=== Data shown ===
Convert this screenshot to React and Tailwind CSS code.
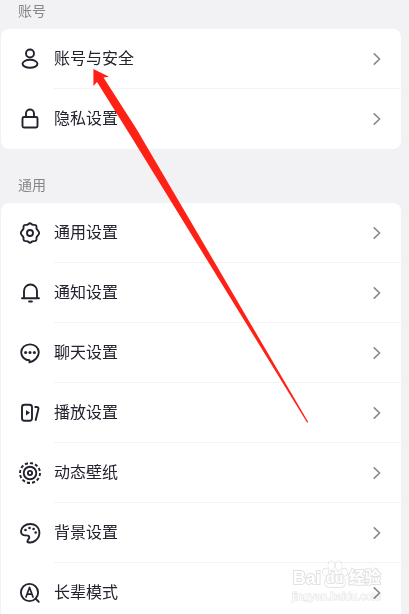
const iconProps = {
  viewBox: '0 0 24 24',
  fill: 'none',
  stroke: 'currentColor',
  strokeWidth: 1.9,
  strokeLinecap: 'round',
  strokeLinejoin: 'round',
  className: 'h-6 w-6 shrink-0 text-[#22232e]',
  'aria-hidden': true,
};

const UserIcon = () => (
  <svg {...iconProps}>
    <circle cx="12" cy="6.500" r="4" />
    <ellipse cx="12" cy="16.800" rx="7.500" ry="4" />
  </svg>
);

const LockIcon = () => (
  <svg {...iconProps}>
    <rect x="4.500" y="10" width="15" height="10.500" rx="1.500" />
    <path d="M8 10V6.500a4 4 0 0 1 8 0V10" />
  </svg>
);

const GearIcon = () => (
  <svg {...iconProps}>
    <path d="M9.600 3.700c1-.5 1.300-1.500 2.400-1.500s1.400 1 2.400 1.500c1.100.5 2.700-.2 3.600.7s.2 2.500.7 3.600c.5 1 2.500 2.400 2.500 4s-2 3-2.500 4c-.5 1.100.2 2.700-.7 3.600s-2.500.2-3.600.7c-1 .5-1.300 1.500-2.400 1.500s-1.400-1-2.400-1.500c-1.100-.5-2.700.2-3.600-.7s-.2-2.500-.7-3.600c-.5-1-2.500-2.400-2.500-4s2-3 2.500-4c.5-1.100-.2-2.700.7-3.600s2.500-.2 3.600-.7Z" />
    <circle cx="12" cy="12" r="3" />
  </svg>
);

const BellIcon = () => (
  <svg {...iconProps}>
    <path d="M4 17.300h17" />
    <path d="M6 17V10a6.500 6.500 0 0 1 13 0V17" />
    <path d="M11.200 20.500h2.600" strokeWidth="2.200" />
  </svg>
);

const ChatIcon = () => (
  <svg {...iconProps}>
    <path d="M12 3.400c-5 0-8.800 3.400-8.800 7.900s3.800 7.900 8.300 8v2.100c4.800-1.300 9.300-5.100 9.300-10.100 0-4.500-3.800-7.900-8.800-7.900Z" />
    <g fill="currentColor" stroke="none">
      <circle cx="7.600" cy="11.500" r="1.500" />
      <circle cx="12" cy="11.500" r="1.500" />
      <circle cx="16.400" cy="11.500" r="1.500" />
    </g>
  </svg>
);

const PlayIcon = () => (
  <svg {...iconProps}>
    <rect x="4" y="3.800" width="10" height="16" rx="2.500" />
    <path d="M8 9v5.400l4-2.700Z" fill="currentColor" stroke="none" />
    <path d="M17.300 6h1.500c1.300 0 1.900.8 1.600 2l-2.700 11" />
  </svg>
);

const WallpaperIcon = () => (
  <svg {...iconProps}>
    <circle cx="12" cy="12" r="10" pathLength="120" strokeDasharray="6 4" strokeLinecap="butt" />
    <circle cx="12" cy="12" r="6.300" />
    <circle cx="12" cy="12" r="2.100" />
  </svg>
);

const PaletteIcon = () => (
  <svg {...iconProps}>
    <path d="M9.500 21c2.200.8 5.500.5 8-1.500 3-2.300 4.300-5.500 3.800-9C20.600 6 17 3 12.500 3 7 3 3 6.500 3 10.500c0 2.300 1.800 4 4.200 3.900 2-.1 3.700.2 4.100 1.600.6 2-2.800 3-1.800 5Z" />
    <g fill="currentColor" stroke="none">
      <circle cx="7.500" cy="9" r="1.300" />
      <circle cx="11.500" cy="7" r="1.300" />
      <circle cx="15.600" cy="8" r="1.300" />
      <circle cx="17.700" cy="11.500" r="1.300" />
    </g>
  </svg>
);

const ElderIcon = () => (
  <svg {...iconProps}>
    <circle cx="11.500" cy="11.500" r="8.600" />
    <path d="m17.500 17.500 3.300 3.300" />
    <path d="m8 16 3.500-9.500L15 16M9.200 13.200h4.600" strokeWidth="1.700" />
  </svg>
);

const ChevronIcon = () => (
  <svg
    viewBox="0 0 8 14"
    fill="none"
    stroke="#8b8b90"
    strokeWidth="1.700"
    strokeLinecap="round"
    strokeLinejoin="round"
    className="h-3.5 w-2 shrink-0"
    aria-hidden="true"
  >
    <path d="m1.300 1.800 5.300 5.200-5.300 5.200" />
  </svg>
);

const sections = [
  {
    title: '账号',
    items: [
      { label: '账号与安全', Icon: UserIcon },
      { label: '隐私设置', Icon: LockIcon },
    ],
  },
  {
    title: '通用',
    items: [
      { label: '通用设置', Icon: GearIcon },
      { label: '通知设置', Icon: BellIcon },
      { label: '聊天设置', Icon: ChatIcon },
      { label: '播放设置', Icon: PlayIcon },
      { label: '动态壁纸', Icon: WallpaperIcon },
      { label: '背景设置', Icon: PaletteIcon },
      { label: '长辈模式', Icon: ElderIcon },
    ],
  },
];

const SettingsRow = ({ label, Icon }) => (
  <li className="group">
    <button type="button" className="flex h-15 w-full items-center gap-3 pl-[17px] text-left">
      <Icon />
      <span className="flex h-full flex-1 items-center justify-between border-b border-[#f3f3f4] pr-5 group-last:border-transparent">
        <span className="text-base text-[#22232e]">{label}</span>
        <ChevronIcon />
      </span>
    </button>
  </li>
);

const SettingsSection = ({ title, items }) => (
  <section>
    <h2 className="px-[17px] pb-2 text-sm leading-5 text-[#85868b]">{title}</h2>
    <ul className="overflow-hidden rounded-lg bg-white">
      {items.map((item) => (
        <SettingsRow key={item.label} {...item} />
      ))}
    </ul>
  </section>
);

// Red pointer from the middle of the list to the first row
const Arrow = () => (
  <svg
    width="216"
    height="356"
    viewBox="0 0 216 356"
    className="pointer-events-none absolute top-[68px] left-[93px]"
    aria-hidden="true"
  >
    <path d="M.4 1 16 8.700l-5.500.8L43.500 61l171.700 293-1 .8L39 70 4 14 .4 18Z" fill="#ff2116" />
  </svg>
);

const Watermark = () => (
  <div className="pointer-events-none absolute right-7 bottom-2.5 flex flex-col items-center text-white mix-blend-multiply">
    <div className="flex items-end text-lg leading-5 font-bold [paint-order:stroke_fill] [-webkit-text-stroke:2px_#e2e2e2]">
      <span>Bai</span>
      <span className="relative flex h-7 w-7 items-end justify-center">
        <svg
          viewBox="0 0 28 30"
          className="absolute inset-0 h-full w-full"
          fill="#fff"
          stroke="#dcdcdc"
          strokeWidth="1.200"
          aria-hidden="true"
        >
          <ellipse cx="4" cy="13" rx="3" ry="4" />
          <ellipse cx="10" cy="6" rx="3.300" ry="4.800" />
          <ellipse cx="18" cy="6" rx="3.300" ry="4.800" />
          <ellipse cx="24" cy="13" rx="3" ry="4" />
          <path d="M14 11.500c-3 0-4 3-6 5s-5 4-5 7.500 3 5 6 5h10c3 0 6-1.500 6-5s-3-5.500-5-7.500-3-5-6-5Z" />
        </svg>
        <span className="relative text-sm leading-5">du</span>
      </span>
      <span className="text-base leading-5">经验</span>
    </div>
    <span className="text-[11px] leading-4 [paint-order:stroke_fill] [-webkit-text-stroke:1px_#e2e2e2]">
      jingyan.baidu.com
    </span>
  </div>
);

const App = () => {
  return (
    <main className="relative h-screen overflow-hidden bg-[#f2f2f4] pt-px pr-2 pl-px font-['Liberation_Sans','Noto_Sans_CJK_SC',sans-serif]">
      <div className="flex flex-col gap-[26px]">
        {sections.map((section) => (
          <SettingsSection key={section.title} {...section} />
        ))}
      </div>
      <Arrow />
      <Watermark />
    </main>
  );
};

export default App;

=== Task to complete ===
Give every line above again exactly, with no pictures.

=== Reply ===
Convert this screenshot to React and Tailwind CSS code.
const iconProps = {
  viewBox: '0 0 24 24',
  fill: 'none',
  stroke: 'currentColor',
  strokeWidth: 1.9,
  strokeLinecap: 'round',
  strokeLinejoin: 'round',
  className: 'h-6 w-6 shrink-0 text-[#22232e]',
  'aria-hidden': true,
};

const UserIcon = () => (
  <svg {...iconProps}>
    <circle cx="12" cy="6.500" r="4" />
    <ellipse cx="12" cy="16.800" rx="7.500" ry="4" />
  </svg>
);

const LockIcon = () => (
  <svg {...iconProps}>
    <rect x="4.500" y="10" width="15" height="10.500" rx="1.500" />
    <path d="M8 10V6.500a4 4 0 0 1 8 0V10" />
  </svg>
);

const GearIcon = () => (
  <svg {...iconProps}>
    <path d="M9.600 3.700c1-.5 1.300-1.500 2.400-1.500s1.400 1 2.400 1.500c1.100.5 2.700-.2 3.600.7s.2 2.500.7 3.600c.5 1 2.500 2.400 2.500 4s-2 3-2.500 4c-.5 1.100.2 2.700-.7 3.600s-2.500.2-3.600.7c-1 .5-1.300 1.500-2.400 1.500s-1.400-1-2.400-1.500c-1.100-.5-2.700.2-3.600-.7s-.2-2.500-.7-3.600c-.5-1-2.500-2.400-2.500-4s2-3 2.500-4c.5-1.100-.2-2.700.7-3.600s2.500-.2 3.600-.7Z" />
    <circle cx="12" cy="12" r="3" />
  </svg>
);

const BellIcon = () => (
  <svg {...iconProps}>
    <path d="M4 17.300h17" />
    <path d="M6 17V10a6.500 6.500 0 0 1 13 0V17" />
    <path d="M11.200 20.500h2.600" strokeWidth="2.200" />
  </svg>
);

const ChatIcon = () => (
  <svg {...iconProps}>
    <path d="M12 3.400c-5 0-8.800 3.400-8.800 7.900s3.800 7.900 8.300 8v2.100c4.800-1.300 9.300-5.100 9.300-10.100 0-4.500-3.800-7.900-8.800-7.900Z" />
    <g fill="currentColor" stroke="none">
      <circle cx="7.600" cy="11.500" r="1.500" />
      <circle cx="12" cy="11.500" r="1.500" />
      <circle cx="16.400" cy="11.500" r="1.500" />
    </g>
  </svg>
);

const PlayIcon = () => (
  <svg {...iconProps}>
    <rect x="4" y="3.800" width="10" height="16" rx="2.500" />
    <path d="M8 9v5.400l4-2.700Z" fill="currentColor" stroke="none" />
    <path d="M17.300 6h1.500c1.300 0 1.900.8 1.600 2l-2.700 11" />
  </svg>
);

const WallpaperIcon = () => (
  <svg {...iconProps}>
    <circle cx="12" cy="12" r="10" pathLength="120" strokeDasharray="6 4" strokeLinecap="butt" />
    <circle cx="12" cy="12" r="6.300" />
    <circle cx="12" cy="12" r="2.100" />
  </svg>
);

const PaletteIcon = () => (
  <svg {...iconProps}>
    <path d="M9.500 21c2.200.8 5.500.5 8-1.500 3-2.300 4.300-5.500 3.800-9C20.600 6 17 3 12.500 3 7 3 3 6.500 3 10.500c0 2.300 1.800 4 4.200 3.900 2-.1 3.700.2 4.100 1.600.6 2-2.800 3-1.800 5Z" />
    <g fill="currentColor" stroke="none">
      <circle cx="7.500" cy="9" r="1.300" />
      <circle cx="11.500" cy="7" r="1.300" />
      <circle cx="15.600" cy="8" r="1.300" />
      <circle cx="17.700" cy="11.500" r="1.300" />
    </g>
  </svg>
);

const ElderIcon = () => (
  <svg {...iconProps}>
    <circle cx="11.500" cy="11.500" r="8.600" />
    <path d="m17.500 17.500 3.300 3.300" />
    <path d="m8 16 3.500-9.500L15 16M9.200 13.200h4.600" strokeWidth="1.700" />
  </svg>
);

const ChevronIcon = () => (
  <svg
    viewBox="0 0 8 14"
    fill="none"
    stroke="#8b8b90"
    strokeWidth="1.700"
    strokeLinecap="round"
    strokeLinejoin="round"
    className="h-3.5 w-2 shrink-0"
    aria-hidden="true"
  >
    <path d="m1.300 1.800 5.300 5.200-5.300 5.200" />
  </svg>
);

const sections = [
  {
    title: '账号',
    items: [
      { label: '账号与安全', Icon: UserIcon },
      { label: '隐私设置', Icon: LockIcon },
    ],
  },
  {
    title: '通用',
    items: [
      { label: '通用设置', Icon: GearIcon },
      { label: '通知设置', Icon: BellIcon },
      { label: '聊天设置', Icon: ChatIcon },
      { label: '播放设置', Icon: PlayIcon },
      { label: '动态壁纸', Icon: WallpaperIcon },
      { label: '背景设置', Icon: PaletteIcon },
      { label: '长辈模式', Icon: ElderIcon },
    ],
  },
];

const SettingsRow = ({ label, Icon }) => (
  <li className="group">
    <button type="button" className="flex h-15 w-full items-center gap-3 pl-[17px] text-left">
      <Icon />
      <span className="flex h-full flex-1 items-center justify-between border-b border-[#f3f3f4] pr-5 group-last:border-transparent">
        <span className="text-base text-[#22232e]">{label}</span>
        <ChevronIcon />
      </span>
    </button>
  </li>
);

const SettingsSection = ({ title, items }) => (
  <section>
    <h2 className="px-[17px] pb-2 text-sm leading-5 text-[#85868b]">{title}</h2>
    <ul className="overflow-hidden rounded-lg bg-white">
      {items.map((item) => (
        <SettingsRow key={item.label} {...item} />
      ))}
    </ul>
  </section>
);

// Red pointer from the middle of the list to the first row
const Arrow = () => (
  <svg
    width="216"
    height="356"
    viewBox="0 0 216 356"
    className="pointer-events-none absolute top-[68px] left-[93px]"
    aria-hidden="true"
  >
    <path d="M.4 1 16 8.700l-5.500.8L43.500 61l171.700 293-1 .8L39 70 4 14 .4 18Z" fill="#ff2116" />
  </svg>
);

const Watermark = () => (
  <div className="pointer-events-none absolute right-7 bottom-2.5 flex flex-col items-center text-white mix-blend-multiply">
    <div className="flex items-end text-lg leading-5 font-bold [paint-order:stroke_fill] [-webkit-text-stroke:2px_#e2e2e2]">
      <span>Bai</span>
      <span className="relative flex h-7 w-7 items-end justify-center">
        <svg
          viewBox="0 0 28 30"
          className="absolute inset-0 h-full w-full"
          fill="#fff"
          stroke="#dcdcdc"
          strokeWidth="1.200"
          aria-hidden="true"
        >
          <ellipse cx="4" cy="13" rx="3" ry="4" />
          <ellipse cx="10" cy="6" rx="3.300" ry="4.800" />
          <ellipse cx="18" cy="6" rx="3.300" ry="4.800" />
          <ellipse cx="24" cy="13" rx="3" ry="4" />
          <path d="M14 11.500c-3 0-4 3-6 5s-5 4-5 7.500 3 5 6 5h10c3 0 6-1.500 6-5s-3-5.500-5-7.500-3-5-6-5Z" />
        </svg>
        <span className="relative text-sm leading-5">du</span>
      </span>
      <span className="text-base leading-5">经验</span>
    </div>
    <span className="text-[11px] leading-4 [paint-order:stroke_fill] [-webkit-text-stroke:1px_#e2e2e2]">
      jingyan.baidu.com
    </span>
  </div>
);

const App = () => {
  return (
    <main className="relative h-screen overflow-hidden bg-[#f2f2f4] pt-px pr-2 pl-px font-['Liberation_Sans','Noto_Sans_CJK_SC',sans-serif]">
      <div className="flex flex-col gap-[26px]">
        {sections.map((section) => (
          <SettingsSection key={section.title} {...section} />
        ))}
      </div>
      <Arrow />
      <Watermark />
    </main>
  );
};

export default App;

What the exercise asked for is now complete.